AB: Yes, I see them as one work. The differences between them are nice when they’re together.

Kusama with Red Stripes and Blue Spots, 1965.

JP: I’ve seen the beautiful photographs of you as a dancer — in all these Happenings, did your dance background influence the way you look at the work of Kusama? Because it has movement, and she was doing all these things with bodies. Do you feel that had some influence?

AB: I think so. There was also a little bit of choreography, that she was moving her body and she was very sensitive. This is true.

JP: So I’m wondering, you shared this memory of all the Kusama works out on the grass, and you said they were so beautiful. What was beautiful about them to you?

AB: When they were all out on the lawn, it was a very beautiful sight to see. They were so tactile, and they were very soft — you wanted to touch them. It felt like they were elements of the landscape.

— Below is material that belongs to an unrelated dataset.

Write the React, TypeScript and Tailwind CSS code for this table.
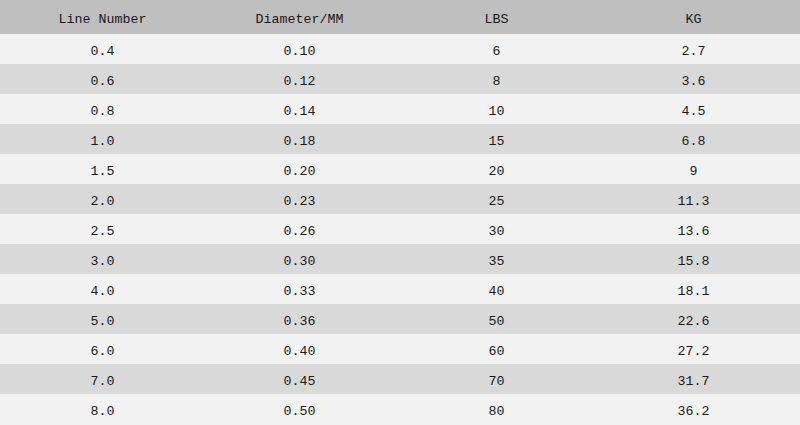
const rows = [
  ["0.4", "0.10", "6", "2.7"],
  ["0.6", "0.12", "8", "3.6"],
  ["0.8", "0.14", "10", "4.5"],
  ["1.0", "0.18", "15", "6.8"],
  ["1.5", "0.20", "20", "9"],
  ["2.0", "0.23", "25", "11.3"],
  ["2.5", "0.26", "30", "13.6"],
  ["3.0", "0.30", "35", "15.8"],
  ["4.0", "0.33", "40", "18.1"],
  ["5.0", "0.36", "50", "22.6"],
  ["6.0", "0.40", "60", "27.2"],
  ["7.0", "0.45", "70", "31.7"],
  ["8.0", "0.50", "80", "36.2"],
];

export default function App() {
  return (
    <div className="w-[800px] h-[425px] overflow-hidden bg-[#f2f2f2] font-['Liberation_Mono',monospace] text-[13.3px] text-[#1a1a1a]">
      <div className="grid grid-cols-[197px_197px_197px_197px] pl-[4px] pt-[6px] h-[34px] items-center bg-[#bfbfbf]">
        <div className="text-center">Line Number</div>
        <div className="text-center">Diameter/MM</div>
        <div className="text-center">LBS</div>
        <div className="text-center">KG</div>
      </div>
      {rows.map((r, i) => (
        <div
          key={i}
          className={
            "grid grid-cols-[197px_197px_197px_197px] pl-[4px] pt-[6px] h-[30px] items-center " +
            (i % 2 === 0 ? "bg-[#f2f2f2]" : "bg-[#d9d9d9]")
          }
        >
          {r.map((c, j) => (
            <div key={j} className="text-center">
              {c}
            </div>
          ))}
        </div>
      ))}
    </div>
  );
}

BB: I think what is in an interesting point is the fact that, like my mother said, it was a soft sculpture, and that was quite revolutionary at the time.

AB: Yes.

BB: My parents also bought another female artist in that period who made soft sculpture. What is interesting now that we are speaking so much about the position of women in the art world, is that both Kusama and this other artist, which is Jann Haworth, made that kind of art in the late ‘60s, but they were not really acknowledged for it. Actually the artist who became famous for big soft sculptures was of course, a male artist — Claes Oldenburg.

(Everyone agrees).

BB: And you know, also, concerning Kusama, there was a long period of time when people were not too interested in her. I think that was in the ‘70s and the ‘80s, and then there was a comeback that started in the ‘90s. But I know from her own stories and words that she thought in New York that some of the male artists kind of stole her ideas. So the fact that my mother says here that they were soft and you can touch them, and they were so direct is interesting and —

AB: And they also had an aspect of eroticism at the same time.

JP: It’s like the Infinity Room that she made, Phalli’s Field. It almost becomes an infinity garden of objects. Thank you both for sharing.